When I am writing an essay for my university course I will do anything not to sit down and actually do it. The television I rarely watch, my iTunes music collection, the washing-up, and even the laundry all seem more tempting than the reading and analysis which proceed the writing of several thousand words on development and gendered ageing experiences. I usually have to remove myself from my flat to work, to save myself cleaning the bathroom or baking a pie in order to do anything but get my essay written. Typically I seek peace in coffee shops, finding my university library too terrifying a place to work; it is usually wall-to-wall panicking students which does little to reassure me that I needn't be panicking too.

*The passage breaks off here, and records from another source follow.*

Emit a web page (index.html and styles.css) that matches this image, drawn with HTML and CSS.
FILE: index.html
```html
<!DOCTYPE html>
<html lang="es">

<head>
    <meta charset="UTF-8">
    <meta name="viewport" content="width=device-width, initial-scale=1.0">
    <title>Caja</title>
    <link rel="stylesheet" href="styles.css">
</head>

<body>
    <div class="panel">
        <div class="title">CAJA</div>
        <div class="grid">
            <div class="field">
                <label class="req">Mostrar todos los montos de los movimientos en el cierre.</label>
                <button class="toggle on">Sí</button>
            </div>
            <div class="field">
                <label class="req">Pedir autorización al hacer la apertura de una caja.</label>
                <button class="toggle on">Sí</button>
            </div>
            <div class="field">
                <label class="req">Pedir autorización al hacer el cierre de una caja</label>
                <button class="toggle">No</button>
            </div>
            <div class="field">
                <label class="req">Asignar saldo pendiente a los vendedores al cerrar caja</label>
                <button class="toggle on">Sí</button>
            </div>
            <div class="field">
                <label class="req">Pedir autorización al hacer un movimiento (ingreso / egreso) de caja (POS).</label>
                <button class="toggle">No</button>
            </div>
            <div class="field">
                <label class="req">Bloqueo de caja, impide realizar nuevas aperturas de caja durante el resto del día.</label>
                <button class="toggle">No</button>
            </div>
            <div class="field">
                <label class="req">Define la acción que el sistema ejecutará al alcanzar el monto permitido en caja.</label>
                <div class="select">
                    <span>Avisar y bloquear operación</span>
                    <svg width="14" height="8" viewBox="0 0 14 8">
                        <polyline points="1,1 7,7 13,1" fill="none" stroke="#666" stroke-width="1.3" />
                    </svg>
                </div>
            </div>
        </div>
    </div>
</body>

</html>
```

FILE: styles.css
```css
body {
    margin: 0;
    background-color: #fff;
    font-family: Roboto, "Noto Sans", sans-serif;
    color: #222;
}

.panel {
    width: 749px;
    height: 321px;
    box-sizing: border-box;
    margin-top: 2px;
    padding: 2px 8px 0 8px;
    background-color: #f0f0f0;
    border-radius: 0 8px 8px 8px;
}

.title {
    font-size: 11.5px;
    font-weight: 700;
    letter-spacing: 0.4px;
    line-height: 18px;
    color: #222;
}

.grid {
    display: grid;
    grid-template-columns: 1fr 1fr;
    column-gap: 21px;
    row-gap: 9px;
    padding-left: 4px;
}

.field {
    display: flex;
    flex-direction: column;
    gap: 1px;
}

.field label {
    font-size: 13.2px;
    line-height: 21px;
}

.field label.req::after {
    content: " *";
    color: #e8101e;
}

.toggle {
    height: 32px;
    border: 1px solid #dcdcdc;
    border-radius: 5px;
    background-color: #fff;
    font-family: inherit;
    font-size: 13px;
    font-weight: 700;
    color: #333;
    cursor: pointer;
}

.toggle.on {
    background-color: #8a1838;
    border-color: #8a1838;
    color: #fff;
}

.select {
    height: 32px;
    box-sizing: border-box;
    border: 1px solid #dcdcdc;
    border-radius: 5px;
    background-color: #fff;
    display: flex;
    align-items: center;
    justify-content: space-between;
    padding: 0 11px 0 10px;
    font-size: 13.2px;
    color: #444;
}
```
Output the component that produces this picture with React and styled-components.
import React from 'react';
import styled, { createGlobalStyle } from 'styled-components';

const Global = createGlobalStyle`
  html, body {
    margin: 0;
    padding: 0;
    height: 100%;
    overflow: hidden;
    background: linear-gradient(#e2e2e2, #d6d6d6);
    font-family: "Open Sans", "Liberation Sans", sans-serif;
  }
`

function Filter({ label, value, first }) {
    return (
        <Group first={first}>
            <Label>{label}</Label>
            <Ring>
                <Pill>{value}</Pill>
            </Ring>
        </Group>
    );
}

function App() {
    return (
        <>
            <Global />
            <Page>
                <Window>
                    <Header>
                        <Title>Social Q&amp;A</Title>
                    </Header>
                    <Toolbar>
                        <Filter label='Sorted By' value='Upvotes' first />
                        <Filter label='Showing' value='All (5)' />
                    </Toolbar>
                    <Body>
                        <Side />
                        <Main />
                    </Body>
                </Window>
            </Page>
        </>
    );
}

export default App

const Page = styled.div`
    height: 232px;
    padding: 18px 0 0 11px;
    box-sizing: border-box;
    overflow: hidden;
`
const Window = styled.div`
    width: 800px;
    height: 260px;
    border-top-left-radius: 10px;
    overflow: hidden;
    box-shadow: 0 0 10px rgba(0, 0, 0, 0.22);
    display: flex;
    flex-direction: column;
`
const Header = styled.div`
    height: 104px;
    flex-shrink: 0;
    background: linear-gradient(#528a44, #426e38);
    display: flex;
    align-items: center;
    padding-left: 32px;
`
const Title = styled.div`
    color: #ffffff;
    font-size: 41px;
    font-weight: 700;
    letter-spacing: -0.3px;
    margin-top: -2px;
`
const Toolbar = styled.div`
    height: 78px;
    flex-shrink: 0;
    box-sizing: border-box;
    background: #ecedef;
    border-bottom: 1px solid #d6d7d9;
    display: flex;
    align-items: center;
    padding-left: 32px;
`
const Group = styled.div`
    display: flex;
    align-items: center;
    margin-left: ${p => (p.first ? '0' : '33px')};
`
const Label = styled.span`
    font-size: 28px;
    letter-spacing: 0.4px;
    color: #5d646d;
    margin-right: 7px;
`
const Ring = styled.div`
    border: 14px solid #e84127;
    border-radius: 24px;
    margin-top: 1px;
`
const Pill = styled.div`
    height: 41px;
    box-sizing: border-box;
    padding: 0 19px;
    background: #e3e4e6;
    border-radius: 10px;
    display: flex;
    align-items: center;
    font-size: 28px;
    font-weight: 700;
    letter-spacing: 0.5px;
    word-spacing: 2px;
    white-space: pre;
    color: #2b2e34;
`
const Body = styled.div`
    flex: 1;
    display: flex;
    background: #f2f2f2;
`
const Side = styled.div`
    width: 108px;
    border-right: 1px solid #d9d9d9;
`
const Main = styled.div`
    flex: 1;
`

The other day however I made for the library to end all libraries in London - the wonderful British Library. The British Library has stood in its current position amid the train stations of Euston Road since 1997, when a striking new building complete with a sculpture-strewn piazza opened to house a significant chunk of the nation's collection of printed matter. Within this red brick edifice, which has oddly oriental elements to it with its sloping, tiered rooves, are housed literary treasures such as a handwritten manuscript of Jane Austen, Captain Cook's journal and ancient copies of religious texts. Many of these items appear in permanent exhibitions, whilst temporary displays appear to detail topics such as the changing nature of slang and the hidden propaganda of maps. Stretching up throughout the centre of the structure, spanning the floors, is a glass-housed collection, once belonging to George III. Occasionally you can see a shelf slide back and a librarian claim a tome before replacing the shelf and vanishing. Yet there are millions more books, papers, even every back issue of British Vogue, hidden away underground beneath this building and miles away in repositories in Woolwich. And these are the books that many hundreds and thousands of readers, writers and researchers come here to see.
I force my focus back to my work and type away and consult my notes and piles of photocopied articles. Surrounded by all the ancient words of notable authors whose works have illustrated history I hope desperately that some of their creative and literary genius will rub off on me. I visualise words and phrases creeping out of the yellowing pages and floating silently and invisibly in through my ear and out once again through my fingers tapping on the keyboard, populating the blank document on my laptop screen; a process of creative osmosis, if you will. And so fuelled by a lot of coffee and in the company of the world's greatest novelists, philosophers, poets and explorers I finally finish my essay.